** BEGIN GIVEN INFORMATION **
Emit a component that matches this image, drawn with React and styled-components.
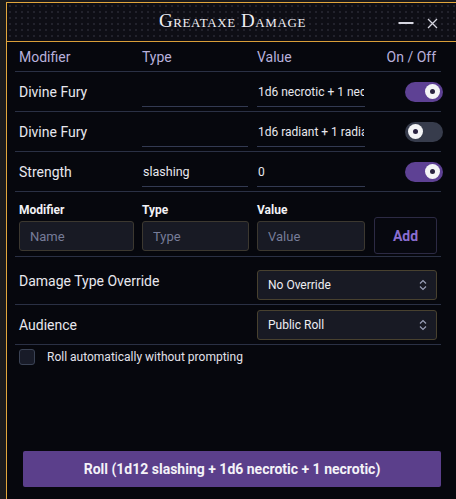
import React, {useState} from "react";
import styled, {createGlobalStyle} from "styled-components";

const GlobalStyle = createGlobalStyle`
    html, body {
        margin: 0;
        padding: 0;
        background: #1b1b1d;
        overflow: hidden;
    }
    * {
        box-sizing: border-box;
    }
`;

const modifiers = [
    {name: "Divine Fury", type: "", value: "1d6 necrotic + 1 necrotic", on: true},
    {name: "Divine Fury", type: "", value: "1d6 radiant + 1 radiant", on: false},
    {name: "Strength", type: "slashing", value: "0", on: true},
];

const App = () => {
    const [rows, setRows] = useState(modifiers);
    const [auto, setAuto] = useState(false);

    const toggleRow = (index) => {
        setRows(rows.map((row, i) => i === index ? {...row, on: !row.on} : row));
    };

    return (
        <>
            <GlobalStyle/>
            <Window>
                <TitleBar>
                    <Title>Greataxe Damage</Title>
                    <TitleButtons>
                        <IconButton aria-label="minimize">
                            <svg width="16" height="16" viewBox="0 0 16 16">
                                <path d="M0.5 8h15" stroke="#d6d6e0" strokeWidth="2"/>
                            </svg>
                        </IconButton>
                        <IconButton aria-label="close">
                            <svg width="11" height="11" viewBox="0 0 11 11">
                                <path d="M1 1l9 9M10 1l-9 9" stroke="#d6d6e0" strokeWidth="1.3"/>
                            </svg>
                        </IconButton>
                    </TitleButtons>
                </TitleBar>
                <Body>
                    <Table>
                        <HeadRow>
                            <HeadCell>Modifier</HeadCell>
                            <HeadCell>Type</HeadCell>
                            <HeadCell>Value</HeadCell>
                            <HeadCell $right>On / Off</HeadCell>
                        </HeadRow>
                        {rows.map((row, index) => (
                            <Row key={index}>
                                <NameCell>{row.name}</NameCell>
                                <Cell><LineInput defaultValue={row.type}/></Cell>
                                <Cell><LineInput $small defaultValue={row.value}/></Cell>
                                <ToggleCell>
                                    <Toggle $on={row.on} onClick={() => toggleRow(index)}>
                                        <Knob/>
                                    </Toggle>
                                </ToggleCell>
                            </Row>
                        ))}
                        <AddRow>
                            <AddField>
                                <AddLabel>Modifier</AddLabel>
                                <BoxInput placeholder="Name"/>
                            </AddField>
                            <AddField>
                                <AddLabel>Type</AddLabel>
                                <BoxInput placeholder="Type"/>
                            </AddField>
                            <AddField>
                                <AddLabel>Value</AddLabel>
                                <BoxInput placeholder="Value"/>
                            </AddField>
                            <AddButton>Add</AddButton>
                        </AddRow>
                    </Table>
                    <OptionRow $tall>
                        <OptionLabel $raise>Damage Type Override</OptionLabel>
                        <SelectWrap>
                            <Select defaultValue="none">
                                <option value="none">No Override</option>
                                <option value="slashing">Slashing</option>
                            </Select>
                            <Chevron/>
                        </SelectWrap>
                    </OptionRow>
                    <OptionRow>
                        <OptionLabel>Audience</OptionLabel>
                        <SelectWrap>
                            <Select defaultValue="public">
                                <option value="public">Public Roll</option>
                                <option value="gm">GM Roll</option>
                            </Select>
                            <Chevron/>
                        </SelectWrap>
                    </OptionRow>
                    <CheckRow onClick={() => setAuto(!auto)}>
                        <CheckBox $checked={auto}/>
                        <CheckLabel>Roll automatically without prompting</CheckLabel>
                    </CheckRow>
                    <Spacer/>
                    <RollButton>Roll (1d12 slashing + 1d6 necrotic + 1 necrotic)</RollButton>
                </Body>
            </Window>
        </>
    );
};

const Chevron = () => (
    <ChevronIcon width="8" height="12" viewBox="0 0 8 12">
        <path d="M1 4.5l3-3 3 3M1 7.5l3 3 3-3" fill="none" stroke="#9aa0b8" strokeWidth="1.2"/>
    </ChevronIcon>
);

export default App;

const Window = styled.div`
    margin: 2px 0 0 6px;
    height: 497px;
    width: 460px;
    border-top: 1px solid #e2a63c;
    border-left: 1px solid #e2a63c;
    background: #06070d;
    display: flex;
    flex-direction: column;
    font-family: Roboto, "Liberation Sans", sans-serif;
`;

const TitleBar = styled.div`
    height: 39px;
    flex-shrink: 0;
    position: relative;
    display: flex;
    align-items: center;
    justify-content: center;
    background-color: #0e0e15;
    background-image: radial-gradient(circle, #22222c 0.8px, transparent 1.1px);
    background-size: 6px 6px;
    border-bottom: 1px solid #d99e38;
`;

const Title = styled.div`
    font-family: "Liberation Serif", "DejaVu Serif", serif;
    font-variant: small-caps;
    font-size: 19px;
    letter-spacing: 0.6px;
    color: #f0eef4;
    margin-left: -8px;
    margin-top: -2px;
`;

const TitleButtons = styled.div`
    position: absolute;
    right: 28px;
    top: 12px;
    display: flex;
    align-items: center;
    gap: 13px;
`;

const IconButton = styled.button`
    background: none;
    border: none;
    padding: 0;
    display: flex;
    cursor: pointer;
`;

const Body = styled.div`
    flex: 1;
    display: flex;
    flex-direction: column;
    padding: 0 15px 12px 8px;
    width: 449px;
`;

const Table = styled.div`
    display: flex;
    flex-direction: column;
`;

const gridCols = `123px 115px 116px 72px`;

const HeadRow = styled.div`
    display: grid;
    grid-template-columns: ${gridCols};
    height: 30px;
    align-items: center;
    border-bottom: 1px solid #2a3044;
`;

const HeadCell = styled.div`
    font-size: 14px;
    color: #b8b0dc;
    padding: 0 4px;
    padding-top: 1px;
    text-align: ${p => p.$right ? "right" : "left"};
    padding-right: ${p => p.$right ? "5px" : "4px"};
`;

const Row = styled.div`
    display: grid;
    grid-template-columns: ${gridCols};
    height: 40px;
    align-items: center;
    border-bottom: 1px solid #2a3044;
`;

const Cell = styled.div`
    padding: 0 4px;
    align-self: stretch;
    display: flex;
    align-items: flex-end;
    padding-bottom: 4px;
`;

const NameCell = styled.div`
    padding: 0 4px;
    font-size: 14px;
    color: #e8e8ee;
`;

const LineInput = styled.input`
    width: ${p => p.$small ? "108px" : "106px"};
    height: 28px;
    background: transparent;
    border: none;
    border-bottom: 1px solid #333a52;
    color: #e8e8ee;
    font-family: Roboto, "Liberation Sans", sans-serif;
    font-size: ${p => p.$small ? "12px" : "12.5px"};
    padding: 0 1px 2px;
    outline: none;
`;

const ToggleCell = styled.div`
    display: flex;
    justify-content: flex-end;
    margin-right: -2px;
`;

const Toggle = styled.button`
    width: 38px;
    height: 20px;
    border-radius: 10px;
    border: none;
    padding: 0 3px;
    cursor: pointer;
    display: flex;
    align-items: center;
    justify-content: ${p => p.$on ? "flex-end" : "flex-start"};
    background: ${p => p.$on ? "#5e4194" : "#373c4c"};
`;

const Knob = styled.span`
    width: 15px;
    height: 15px;
    border-radius: 50%;
    background: #f4f4f6;
    display: flex;
    align-items: center;
    justify-content: center;

    &::after {
        content: "";
        width: 5px;
        height: 5px;
        border-radius: 50%;
        background: #2a2240;
    }
`;

const AddRow = styled.div`
    display: grid;
    grid-template-columns: ${gridCols};
    align-items: end;
    padding: 11px 0 5px;
    border-bottom: 1px solid #2a3044;
`;

const AddField = styled.div`
    display: flex;
    flex-direction: column;
    gap: 4px;
    padding: 0 4px;
`;

const AddLabel = styled.div`
    font-size: 12px;
    font-weight: 700;
    color: #f2f2f6;
`;

const BoxInput = styled.input`
    width: 100%;
    height: 30px;
    background: #181a24;
    border: 1px solid #3c3830;
    border-radius: 3px;
    color: #e8e8ee;
    font-family: Roboto, "Liberation Sans", sans-serif;
    font-size: 13px;
    padding: 0 10px;
    outline: none;

    &::placeholder {
        color: #767c98;
    }
`;

const AddButton = styled.button`
    justify-self: end;
    width: 63px;
    height: 37px;
    margin-right: 4px;
    margin-bottom: -3px;
    background: #07080f;
    border: 1px solid #2c2a44;
    border-radius: 3px;
    color: #8a6ed0;
    font-family: Roboto, "Liberation Sans", sans-serif;
    font-size: 14px;
    font-weight: 700;
    cursor: pointer;
`;

const OptionRow = styled.div`
    display: flex;
    align-items: center;
    justify-content: space-between;
    height: ${p => p.$tall ? "48px" : "40px"};
    padding: ${p => p.$tall ? "13px 4px 4px" : "4px 4px 4px"};
    border-bottom: 1px solid #2a3044;
`;

const OptionLabel = styled.div`
    font-size: 14px;
    color: #e8e8ee;
    margin-top: ${p => p.$raise ? "-9px" : "0"};
`;

const SelectWrap = styled.div`
    position: relative;
    width: 180px;
    height: 30px;
`;

const Select = styled.select`
    appearance: none;
    width: 100%;
    height: 100%;
    background: #181a24;
    border: 1px solid #48412f;
    border-radius: 3px;
    color: #eeeef2;
    font-family: Roboto, "Liberation Sans", sans-serif;
    font-size: 12px;
    padding: 0 10px;
    outline: none;
`;

const ChevronIcon = styled.svg`
    position: absolute;
    right: 10px;
    top: 9px;
    pointer-events: none;
`;

const CheckRow = styled.label`
    display: flex;
    align-items: center;
    gap: 12px;
    padding: 4px 4px;
    cursor: pointer;
`;

const CheckBox = styled.span`
    width: 16px;
    height: 16px;
    border-radius: 3px;
    border: 1px solid #3a4254;
    background: ${p => p.$checked ? "#5e4194" : "#181b28"};
`;

const CheckLabel = styled.span`
    font-size: 12px;
    color: #e2e2ea;
`;

const Spacer = styled.div`
    flex: 1;
`;

const RollButton = styled.button`
    margin-left: 8px;
    width: 418px;
    height: 36px;
    background: #5b3f8b;
    border: none;
    border-radius: 2px;
    color: #f4f2f8;
    font-family: Roboto, "Liberation Sans", sans-serif;
    font-size: 14px;
    font-weight: 700;
    cursor: pointer;
`;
** END GIVEN INFORMATION **
### PROMPT
Going through the data above, count the lines where the string "React" appears, and answer with only that number.

### FULL ANSWER
2